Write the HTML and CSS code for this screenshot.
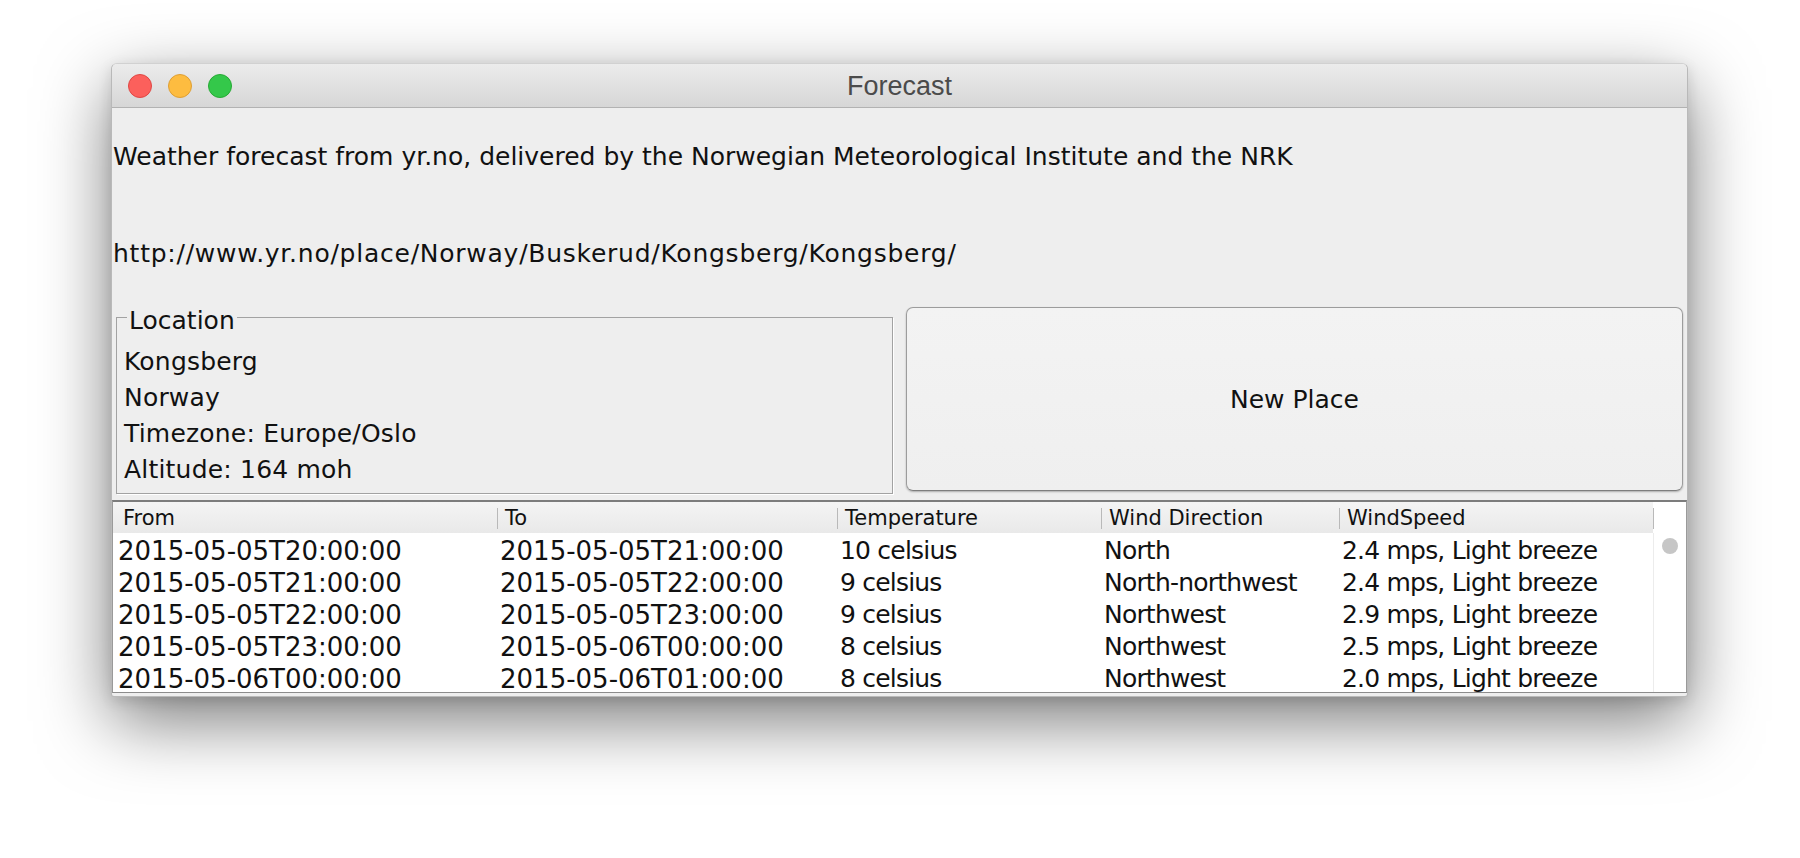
FILE: index.html
```html
<!DOCTYPE html>
<html>
<head>
<meta charset="utf-8">
<title>Forecast</title>
<link rel="stylesheet" href="styles.css">
</head>
<body>
<div class="window">
  <div class="titlebar">
    <div class="lights">
      <span class="light red"></span>
      <span class="light yellow"></span>
      <span class="light green"></span>
    </div>
    <div class="title">Forecast</div>
    <div class="spacer"></div>
  </div>
  <div class="content">
    <div class="info">Weather forecast from yr.no, delivered by the Norwegian Meteorological Institute and the NRK</div>
    <div class="info url">http://www.yr.no/place/Norway/Buskerud/Kongsberg/Kongsberg/</div>
    <div class="controls">
      <fieldset class="location">
        <legend>Location</legend>
        <div class="loc-line">Kongsberg</div>
        <div class="loc-line">Norway</div>
        <div class="loc-line">Timezone: Europe/Oslo</div>
        <div class="loc-line">Altitude: 164 moh</div>
      </fieldset>
      <button class="new-place">New Place</button>
    </div>
    <div class="table">
      <div class="thead">
        <div class="th first">From</div>
        <div class="th">To</div>
        <div class="th">Temperature</div>
        <div class="th">Wind Direction</div>
        <div class="th">WindSpeed</div>
        <div class="th th-end"></div>
      </div>
      <div class="tbody">
        <div class="rows">
          <div class="td date first">2015-05-05T20:00:00</div><div class="td date">2015-05-05T21:00:00</div><div class="td">10 celsius</div><div class="td">North</div><div class="td">2.4 mps, Light breeze</div>
          <div class="td date first">2015-05-05T21:00:00</div><div class="td date">2015-05-05T22:00:00</div><div class="td">9 celsius</div><div class="td">North-northwest</div><div class="td">2.4 mps, Light breeze</div>
          <div class="td date first">2015-05-05T22:00:00</div><div class="td date">2015-05-05T23:00:00</div><div class="td">9 celsius</div><div class="td">Northwest</div><div class="td">2.9 mps, Light breeze</div>
          <div class="td date first">2015-05-05T23:00:00</div><div class="td date">2015-05-06T00:00:00</div><div class="td">8 celsius</div><div class="td">Northwest</div><div class="td">2.5 mps, Light breeze</div>
          <div class="td date first">2015-05-06T00:00:00</div><div class="td date">2015-05-06T01:00:00</div><div class="td">8 celsius</div><div class="td">Northwest</div><div class="td">2.0 mps, Light breeze</div>
        </div>
        <div class="vscroll"><span class="knob"></span></div>
      </div>
    </div>
  </div>
</div>
</body>
</html>
```

FILE: styles.css
```css
html, body {
  margin: 0;
  padding: 0;
  background: #ffffff;
}

body {
  width: 1800px;
  height: 858px;
  overflow: hidden;
  padding: 63px 0 0 111px;
  box-sizing: border-box;
  font-family: "DejaVu Sans", "Liberation Sans", sans-serif;
  color: #111;
}

.window {
  width: 1577px;
  height: 634px;
  box-sizing: border-box;
  border: 1px solid rgba(0, 0, 0, 0.22);
  border-top-color: rgba(0, 0, 0, 0.12);
  border-radius: 6px 6px 3px 3px;
  background: #eeeeee;
  box-shadow: 0 24px 70px rgba(0, 0, 0, 0.52), 0 4px 14px rgba(0, 0, 0, 0.12);
  display: flex;
  flex-direction: column;
  overflow: hidden;
}

/* ---------- title bar ---------- */
.titlebar {
  height: 43px;
  flex: none;
  display: grid;
  grid-template-columns: 1fr auto 1fr;
  align-items: center;
  background: linear-gradient(#ececec, #d6d6d6);
  border-bottom: 1px solid #b2b2b2;
}

.lights {
  display: flex;
  gap: 16px;
  padding-left: 16px;
}

.light {
  width: 24px;
  height: 24px;
  border-radius: 50%;
  box-sizing: border-box;
}

.red { background: #fc605c; border: 1px solid #df4744; }
.yellow { background: #fdbc40; border: 1px solid #de9f34; }
.green { background: #34c84a; border: 1px solid #27aa35; }

.title {
  font-family: "Liberation Sans", "DejaVu Sans", sans-serif;
  font-size: 27px;
  color: #4b4b4b;
  padding-top: 1px;
}

/* ---------- content ---------- */
.content {
  flex: 1;
  display: flex;
  flex-direction: column;
  padding-top: 33px;
}

.info {
  font-size: 25px;
  line-height: 32px;
  height: 32px;
  padding-left: 1px;
  white-space: nowrap;
}

.url {
  margin-top: 65px;
  letter-spacing: 0.75px;
}

.controls {
  margin-top: 37px;
  height: 187px;
  display: grid;
  grid-template-columns: 1fr 1fr;
  gap: 13px;
  padding: 0 4px;
}

.location {
  margin: 0;
  min-width: 0;
  padding: 16px 7px 2px 7px;
  border: 1px solid #a2a2a2;
  box-shadow: 1px 1px 0 #ffffff;
  font-size: 25px;
}

.location legend {
  margin-left: 3px;
  padding: 6px 2px 0 2px;
  line-height: 15px;
  font-size: 25px;
}

.loc-line {
  line-height: 36px;
  height: 36px;
  white-space: nowrap;
  letter-spacing: 0.2px;
}

.new-place {
  margin: 0 0 3px 0;
  font-family: inherit;
  font-size: 25px;
  color: #111;
  background: linear-gradient(#f3f3f3, #efefef);
  border: 1px solid #9c9c9c;
  border-bottom-color: #7e7e7e;
  border-radius: 7px;
  box-shadow: 0 1px 2px rgba(0, 0, 0, 0.28);
  padding: 0;
}

/* ---------- table ---------- */
.table {
  margin-top: 6px;
  border-top: 2px solid #7c7c7c;
  border-left: 1px solid #9a9a9a;
  border-right: 1px solid #9a9a9a;
  border-bottom: 1px solid #8c8c8c;
  background: #ffffff;
}

.thead,
.rows {
  display: grid;
  grid-template-columns: 384px 340px 264px 238px 314px;
}

.thead {
  grid-template-columns: 384px 340px 264px 238px 314px 33px;
  height: 31px;
  background: linear-gradient(#f4f4f4, #e9e9e9);
}

.th {
  font-size: 21px;
  line-height: 32px;
  padding: 0 0 0 8px;
  white-space: nowrap;
  color: #111;
  background: linear-gradient(#b9b9b9, #b9b9b9) left 6px / 1px 21px no-repeat;
}

.th.first {
  padding-left: 10px;
  background: none;
}

.th-end {
  background: #ffffff linear-gradient(#b9b9b9, #b9b9b9) left 6px / 1px 21px no-repeat;
}

.tbody {
  height: 159px;
  display: flex;
  overflow: hidden;
}

.rows {
  flex: none;
  grid-auto-rows: 32px;
}

.td {
  font-size: 25px;
  line-height: 30px;
  padding: 3px 0 0 3px;
  box-sizing: border-box;
  height: 32px;
  white-space: nowrap;
  letter-spacing: -0.8px;
}

.td.date {
  font-size: 26px;
  letter-spacing: 0;
}

.td.first {
  padding-left: 5px;
}

.vscroll {
  flex: 1;
  border-left: 1px solid #ececec;
  display: flex;
  justify-content: center;
  padding-top: 5px;
}

.knob {
  width: 16px;
  height: 16px;
  border-radius: 50%;
  background: #c6c6c6;
}
```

_____

Images in the data above are to be skipped. Retype all other material exactly.

Write the HTML and CSS code for this screenshot.
FILE: index.html
```html
<!DOCTYPE html>
<html>
<head>
<meta charset="utf-8">
<title>Forecast</title>
<link rel="stylesheet" href="styles.css">
</head>
<body>
<div class="window">
  <div class="titlebar">
    <div class="lights">
      <span class="light red"></span>
      <span class="light yellow"></span>
      <span class="light green"></span>
    </div>
    <div class="title">Forecast</div>
    <div class="spacer"></div>
  </div>
  <div class="content">
    <div class="info">Weather forecast from yr.no, delivered by the Norwegian Meteorological Institute and the NRK</div>
    <div class="info url">http://www.yr.no/place/Norway/Buskerud/Kongsberg/Kongsberg/</div>
    <div class="controls">
      <fieldset class="location">
        <legend>Location</legend>
        <div class="loc-line">Kongsberg</div>
        <div class="loc-line">Norway</div>
        <div class="loc-line">Timezone: Europe/Oslo</div>
        <div class="loc-line">Altitude: 164 moh</div>
      </fieldset>
      <button class="new-place">New Place</button>
    </div>
    <div class="table">
      <div class="thead">
        <div class="th first">From</div>
        <div class="th">To</div>
        <div class="th">Temperature</div>
        <div class="th">Wind Direction</div>
        <div class="th">WindSpeed</div>
        <div class="th th-end"></div>
      </div>
      <div class="tbody">
        <div class="rows">
          <div class="td date first">2015-05-05T20:00:00</div><div class="td date">2015-05-05T21:00:00</div><div class="td">10 celsius</div><div class="td">North</div><div class="td">2.4 mps, Light breeze</div>
          <div class="td date first">2015-05-05T21:00:00</div><div class="td date">2015-05-05T22:00:00</div><div class="td">9 celsius</div><div class="td">North-northwest</div><div class="td">2.4 mps, Light breeze</div>
          <div class="td date first">2015-05-05T22:00:00</div><div class="td date">2015-05-05T23:00:00</div><div class="td">9 celsius</div><div class="td">Northwest</div><div class="td">2.9 mps, Light breeze</div>
          <div class="td date first">2015-05-05T23:00:00</div><div class="td date">2015-05-06T00:00:00</div><div class="td">8 celsius</div><div class="td">Northwest</div><div class="td">2.5 mps, Light breeze</div>
          <div class="td date first">2015-05-06T00:00:00</div><div class="td date">2015-05-06T01:00:00</div><div class="td">8 celsius</div><div class="td">Northwest</div><div class="td">2.0 mps, Light breeze</div>
        </div>
        <div class="vscroll"><span class="knob"></span></div>
      </div>
    </div>
  </div>
</div>
</body>
</html>
```

FILE: styles.css
```css
html, body {
  margin: 0;
  padding: 0;
  background: #ffffff;
}

body {
  width: 1800px;
  height: 858px;
  overflow: hidden;
  padding: 63px 0 0 111px;
  box-sizing: border-box;
  font-family: "DejaVu Sans", "Liberation Sans", sans-serif;
  color: #111;
}

.window {
  width: 1577px;
  height: 634px;
  box-sizing: border-box;
  border: 1px solid rgba(0, 0, 0, 0.22);
  border-top-color: rgba(0, 0, 0, 0.12);
  border-radius: 6px 6px 3px 3px;
  background: #eeeeee;
  box-shadow: 0 24px 70px rgba(0, 0, 0, 0.52), 0 4px 14px rgba(0, 0, 0, 0.12);
  display: flex;
  flex-direction: column;
  overflow: hidden;
}

/* ---------- title bar ---------- */
.titlebar {
  height: 43px;
  flex: none;
  display: grid;
  grid-template-columns: 1fr auto 1fr;
  align-items: center;
  background: linear-gradient(#ececec, #d6d6d6);
  border-bottom: 1px solid #b2b2b2;
}

.lights {
  display: flex;
  gap: 16px;
  padding-left: 16px;
}

.light {
  width: 24px;
  height: 24px;
  border-radius: 50%;
  box-sizing: border-box;
}

.red { background: #fc605c; border: 1px solid #df4744; }
.yellow { background: #fdbc40; border: 1px solid #de9f34; }
.green { background: #34c84a; border: 1px solid #27aa35; }

.title {
  font-family: "Liberation Sans", "DejaVu Sans", sans-serif;
  font-size: 27px;
  color: #4b4b4b;
  padding-top: 1px;
}

/* ---------- content ---------- */
.content {
  flex: 1;
  display: flex;
  flex-direction: column;
  padding-top: 33px;
}

.info {
  font-size: 25px;
  line-height: 32px;
  height: 32px;
  padding-left: 1px;
  white-space: nowrap;
}

.url {
  margin-top: 65px;
  letter-spacing: 0.75px;
}

.controls {
  margin-top: 37px;
  height: 187px;
  display: grid;
  grid-template-columns: 1fr 1fr;
  gap: 13px;
  padding: 0 4px;
}

.location {
  margin: 0;
  min-width: 0;
  padding: 16px 7px 2px 7px;
  border: 1px solid #a2a2a2;
  box-shadow: 1px 1px 0 #ffffff;
  font-size: 25px;
}

.location legend {
  margin-left: 3px;
  padding: 6px 2px 0 2px;
  line-height: 15px;
  font-size: 25px;
}

.loc-line {
  line-height: 36px;
  height: 36px;
  white-space: nowrap;
  letter-spacing: 0.2px;
}

.new-place {
  margin: 0 0 3px 0;
  font-family: inherit;
  font-size: 25px;
  color: #111;
  background: linear-gradient(#f3f3f3, #efefef);
  border: 1px solid #9c9c9c;
  border-bottom-color: #7e7e7e;
  border-radius: 7px;
  box-shadow: 0 1px 2px rgba(0, 0, 0, 0.28);
  padding: 0;
}

/* ---------- table ---------- */
.table {
  margin-top: 6px;
  border-top: 2px solid #7c7c7c;
  border-left: 1px solid #9a9a9a;
  border-right: 1px solid #9a9a9a;
  border-bottom: 1px solid #8c8c8c;
  background: #ffffff;
}

.thead,
.rows {
  display: grid;
  grid-template-columns: 384px 340px 264px 238px 314px;
}

.thead {
  grid-template-columns: 384px 340px 264px 238px 314px 33px;
  height: 31px;
  background: linear-gradient(#f4f4f4, #e9e9e9);
}

.th {
  font-size: 21px;
  line-height: 32px;
  padding: 0 0 0 8px;
  white-space: nowrap;
  color: #111;
  background: linear-gradient(#b9b9b9, #b9b9b9) left 6px / 1px 21px no-repeat;
}

.th.first {
  padding-left: 10px;
  background: none;
}

.th-end {
  background: #ffffff linear-gradient(#b9b9b9, #b9b9b9) left 6px / 1px 21px no-repeat;
}

.tbody {
  height: 159px;
  display: flex;
  overflow: hidden;
}

.rows {
  flex: none;
  grid-auto-rows: 32px;
}

.td {
  font-size: 25px;
  line-height: 30px;
  padding: 3px 0 0 3px;
  box-sizing: border-box;
  height: 32px;
  white-space: nowrap;
  letter-spacing: -0.8px;
}

.td.date {
  font-size: 26px;
  letter-spacing: 0;
}

.td.first {
  padding-left: 5px;
}

.vscroll {
  flex: 1;
  border-left: 1px solid #ececec;
  display: flex;
  justify-content: center;
  padding-top: 5px;
}

.knob {
  width: 16px;
  height: 16px;
  border-radius: 50%;
  background: #c6c6c6;
}
```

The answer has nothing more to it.